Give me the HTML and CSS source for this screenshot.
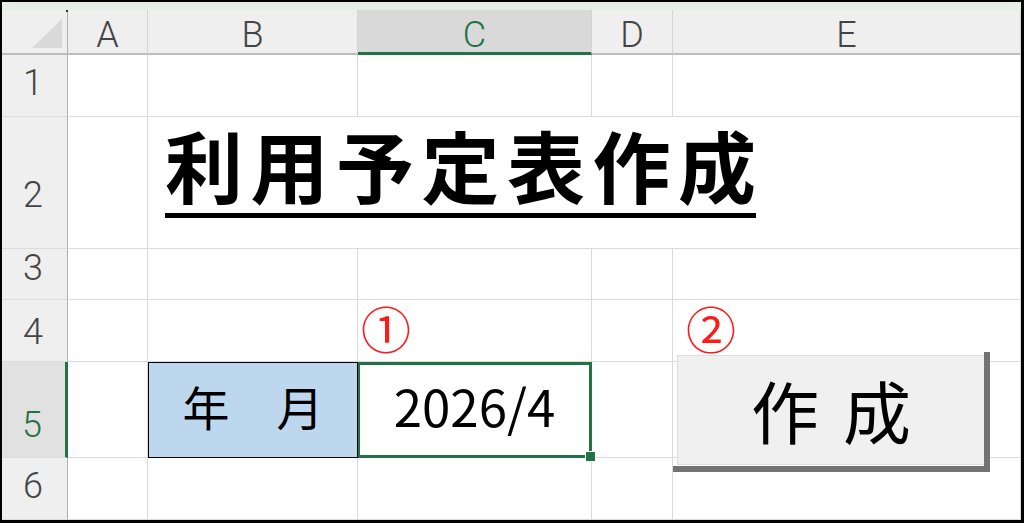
FILE: index.html
```html
<!DOCTYPE html>
<html lang="ja">
<head>
<meta charset="utf-8">
<title>利用予定表作成</title>
<link rel="stylesheet" href="styles.css">
</head>
<body>
<div class="sheet">
  <div class="topbar"></div>
  <div class="grid">
    <div class="hd corner"><span class="tri"></span></div>
    <div class="hd col">A</div>
    <div class="hd col">B</div>
    <div class="hd col sel">C</div>
    <div class="hd col">D</div>
    <div class="hd col">E</div>

    <div class="rh r1">1</div>
    <div class="c"></div><div class="c"></div><div class="c"></div><div class="c"></div><div class="c"></div>

    <div class="rh r2">2</div>
    <div class="c"></div>
    <div class="c title-cell"><span class="title">利用予定表作<span class="last">成</span></span></div>

    <div class="rh r3">3</div>
    <div class="c"></div><div class="c"></div><div class="c"></div><div class="c"></div><div class="c"></div>

    <div class="rh r4">4</div>
    <div class="c"></div><div class="c"></div>
    <div class="c mark mark1">①</div>
    <div class="c"></div>
    <div class="c mark mark2">②</div>

    <div class="rh r5 selrow">5</div>
    <div class="c"></div>
    <div class="c label">年　月</div>
    <div class="c active">2026/4<span class="handle"></span></div>
    <div class="c"></div>
    <div class="c"></div>

    <div class="rh r6">6</div>
    <div class="c"></div><div class="c"></div><div class="c"></div><div class="c"></div><div class="c"></div>

    <div class="btn">作<span class="gap"></span>成</div>
  </div>
</div>
</body>
</html>
```
FILE: styles.css
```css
html, body {
  margin: 0;
  padding: 0;
  background: #ffffff;
}

.sheet {
  width: 1024px;
  height: 523px;
  box-sizing: border-box;
  border-style: solid;
  border-color: #000;
  border-width: 2px 3px 3px 2px;
  overflow: hidden;
  font-family: "Noto Sans CJK JP", sans-serif;
}

.topbar {
  height: 8px;
  background: #e4ede7;
}

.grid {
  position: relative;
  display: grid;
  grid-template-columns: 66px 80px 210px 234px 81px 348px;
  grid-template-rows: 45px 62px 132px 51px 62px 96px 62px;
}

.hd {
  background: #efefef;
  box-sizing: border-box;
  border-right: 1px solid #d4d4d4;
  border-bottom: 2px solid #bdbdbd;
}

.corner {
  position: relative;
  border-right: 1px solid #b0b0b0;
}

.corner::after {
  content: "";
  position: absolute;
  right: -1px;
  top: 0;
  width: 2px;
  height: 2px;
  background: #333;
}

.tri {
  position: absolute;
  right: 5px;
  bottom: 5px;
  width: 30px;
  height: 29px;
  background: #d9d9d9;
  clip-path: polygon(100% 0, 100% 100%, 0 100%);
}

.col {
  display: flex;
  justify-content: center;
  align-items: flex-start;
  padding-top: 7px;
  font-family: "Roboto", "Liberation Sans", sans-serif;
  font-weight: 300;
  font-size: 36px;
  line-height: 36px;
  color: #444;
}

.col.sel {
  background: #d9d9d9;
  color: #217346;
  border-bottom: 3px solid #217346;
}

.rh {
  background: #efefef;
  box-sizing: border-box;
  border-right: 1px solid #b0b0b0;
  border-bottom: 1px solid #dcdcdc;
  display: flex;
  justify-content: center;
  align-items: flex-start;
  padding-right: 3px;
  font-family: "Roboto", "Liberation Sans", sans-serif;
  font-weight: 300;
  font-size: 36px;
  line-height: 36px;
  color: #444;
}

.r1 { padding-top: 10px; }
.r2 { padding-top: 60px; }
.r3 { padding-top: 1px; }
.r4 { padding-top: 14px; }
.r5 { padding-top: 45px; }
.r6 { padding-top: 10px; }

.rh.selrow {
  background: #e1e1e1;
  color: #217346;
  border-right: 3px solid #217346;
}

.c {
  box-sizing: border-box;
  border-right: 1px solid #dadada;
  border-bottom: 1px solid #dadada;
}

.title-cell {
  grid-column: span 4;
  padding: 7px 0 0 17px;
  white-space: nowrap;
}

.title {
  display: inline-block;
  font-weight: 700;
  font-size: 78px;
  line-height: 80px;
  letter-spacing: 7.5px;
  padding-bottom: 9px;
  border-bottom: 5px solid #000;
  color: #000;
}

.title .last {
  letter-spacing: 0;
}

.mark {
  display: flex;
  align-items: center;
  padding-bottom: 8px;
  color: #ff1a1a;
  font-size: 50px;
  line-height: 1;
}

.mark1 { padding-left: 3px; }
.mark2 { padding-left: 13px; }

.label {
  background: #bdd7ee;
  border: 1px solid #000;
  display: flex;
  justify-content: center;
  align-items: center;
  padding-bottom: 10px;
  font-size: 47px;
  line-height: 1;
  color: #000;
}

.active {
  position: relative;
  border: 3px solid #217346;
  border-left-width: 2px;
  display: flex;
  justify-content: center;
  align-items: center;
  padding-bottom: 9px;
  font-size: 51px;
  line-height: 1;
  color: #000;
}

.handle {
  position: absolute;
  right: -7px;
  bottom: -7px;
  width: 9px;
  height: 9px;
  background: #217346;
  border: 1px solid #fff;
}

.btn {
  position: absolute;
  left: 675px;
  top: 345px;
  width: 308px;
  height: 110px;
  box-sizing: border-box;
  background: #f0f0f0;
  border: 1px solid #dedede;
  display: flex;
  justify-content: center;
  align-items: center;
  font-size: 68px;
  line-height: 1;
  color: #000;
}

.btn .gap {
  display: inline-block;
  width: 24px;
}

.btn::before {
  content: "";
  position: absolute;
  left: -5px;
  right: -6px;
  bottom: -8px;
  height: 6px;
  background: #737373;
}

.btn::after {
  content: "";
  position: absolute;
  right: -6px;
  top: -4px;
  bottom: -8px;
  width: 6px;
  background: #737373;
}
```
—————
- **STATED EXERCISE**
Return to the listing above and set it down exactly, leaving out its pictures.

- **EXERCISE SOLUTION**
Give me the HTML and CSS source for this screenshot.
FILE: index.html
```html
<!DOCTYPE html>
<html lang="ja">
<head>
<meta charset="utf-8">
<title>利用予定表作成</title>
<link rel="stylesheet" href="styles.css">
</head>
<body>
<div class="sheet">
  <div class="topbar"></div>
  <div class="grid">
    <div class="hd corner"><span class="tri"></span></div>
    <div class="hd col">A</div>
    <div class="hd col">B</div>
    <div class="hd col sel">C</div>
    <div class="hd col">D</div>
    <div class="hd col">E</div>

    <div class="rh r1">1</div>
    <div class="c"></div><div class="c"></div><div class="c"></div><div class="c"></div><div class="c"></div>

    <div class="rh r2">2</div>
    <div class="c"></div>
    <div class="c title-cell"><span class="title">利用予定表作<span class="last">成</span></span></div>

    <div class="rh r3">3</div>
    <div class="c"></div><div class="c"></div><div class="c"></div><div class="c"></div><div class="c"></div>

    <div class="rh r4">4</div>
    <div class="c"></div><div class="c"></div>
    <div class="c mark mark1">①</div>
    <div class="c"></div>
    <div class="c mark mark2">②</div>

    <div class="rh r5 selrow">5</div>
    <div class="c"></div>
    <div class="c label">年　月</div>
    <div class="c active">2026/4<span class="handle"></span></div>
    <div class="c"></div>
    <div class="c"></div>

    <div class="rh r6">6</div>
    <div class="c"></div><div class="c"></div><div class="c"></div><div class="c"></div><div class="c"></div>

    <div class="btn">作<span class="gap"></span>成</div>
  </div>
</div>
</body>
</html>
```
FILE: styles.css
```css
html, body {
  margin: 0;
  padding: 0;
  background: #ffffff;
}

.sheet {
  width: 1024px;
  height: 523px;
  box-sizing: border-box;
  border-style: solid;
  border-color: #000;
  border-width: 2px 3px 3px 2px;
  overflow: hidden;
  font-family: "Noto Sans CJK JP", sans-serif;
}

.topbar {
  height: 8px;
  background: #e4ede7;
}

.grid {
  position: relative;
  display: grid;
  grid-template-columns: 66px 80px 210px 234px 81px 348px;
  grid-template-rows: 45px 62px 132px 51px 62px 96px 62px;
}

.hd {
  background: #efefef;
  box-sizing: border-box;
  border-right: 1px solid #d4d4d4;
  border-bottom: 2px solid #bdbdbd;
}

.corner {
  position: relative;
  border-right: 1px solid #b0b0b0;
}

.corner::after {
  content: "";
  position: absolute;
  right: -1px;
  top: 0;
  width: 2px;
  height: 2px;
  background: #333;
}

.tri {
  position: absolute;
  right: 5px;
  bottom: 5px;
  width: 30px;
  height: 29px;
  background: #d9d9d9;
  clip-path: polygon(100% 0, 100% 100%, 0 100%);
}

.col {
  display: flex;
  justify-content: center;
  align-items: flex-start;
  padding-top: 7px;
  font-family: "Roboto", "Liberation Sans", sans-serif;
  font-weight: 300;
  font-size: 36px;
  line-height: 36px;
  color: #444;
}

.col.sel {
  background: #d9d9d9;
  color: #217346;
  border-bottom: 3px solid #217346;
}

.rh {
  background: #efefef;
  box-sizing: border-box;
  border-right: 1px solid #b0b0b0;
  border-bottom: 1px solid #dcdcdc;
  display: flex;
  justify-content: center;
  align-items: flex-start;
  padding-right: 3px;
  font-family: "Roboto", "Liberation Sans", sans-serif;
  font-weight: 300;
  font-size: 36px;
  line-height: 36px;
  color: #444;
}

.r1 { padding-top: 10px; }
.r2 { padding-top: 60px; }
.r3 { padding-top: 1px; }
.r4 { padding-top: 14px; }
.r5 { padding-top: 45px; }
.r6 { padding-top: 10px; }

.rh.selrow {
  background: #e1e1e1;
  color: #217346;
  border-right: 3px solid #217346;
}

.c {
  box-sizing: border-box;
  border-right: 1px solid #dadada;
  border-bottom: 1px solid #dadada;
}

.title-cell {
  grid-column: span 4;
  padding: 7px 0 0 17px;
  white-space: nowrap;
}

.title {
  display: inline-block;
  font-weight: 700;
  font-size: 78px;
  line-height: 80px;
  letter-spacing: 7.5px;
  padding-bottom: 9px;
  border-bottom: 5px solid #000;
  color: #000;
}

.title .last {
  letter-spacing: 0;
}

.mark {
  display: flex;
  align-items: center;
  padding-bottom: 8px;
  color: #ff1a1a;
  font-size: 50px;
  line-height: 1;
}

.mark1 { padding-left: 3px; }
.mark2 { padding-left: 13px; }

.label {
  background: #bdd7ee;
  border: 1px solid #000;
  display: flex;
  justify-content: center;
  align-items: center;
  padding-bottom: 10px;
  font-size: 47px;
  line-height: 1;
  color: #000;
}

.active {
  position: relative;
  border: 3px solid #217346;
  border-left-width: 2px;
  display: flex;
  justify-content: center;
  align-items: center;
  padding-bottom: 9px;
  font-size: 51px;
  line-height: 1;
  color: #000;
}

.handle {
  position: absolute;
  right: -7px;
  bottom: -7px;
  width: 9px;
  height: 9px;
  background: #217346;
  border: 1px solid #fff;
}

.btn {
  position: absolute;
  left: 675px;
  top: 345px;
  width: 308px;
  height: 110px;
  box-sizing: border-box;
  background: #f0f0f0;
  border: 1px solid #dedede;
  display: flex;
  justify-content: center;
  align-items: center;
  font-size: 68px;
  line-height: 1;
  color: #000;
}

.btn .gap {
  display: inline-block;
  width: 24px;
}

.btn::before {
  content: "";
  position: absolute;
  left: -5px;
  right: -6px;
  bottom: -8px;
  height: 6px;
  background: #737373;
}

.btn::after {
  content: "";
  position: absolute;
  right: -6px;
  top: -4px;
  bottom: -8px;
  width: 6px;
  background: #737373;
}
```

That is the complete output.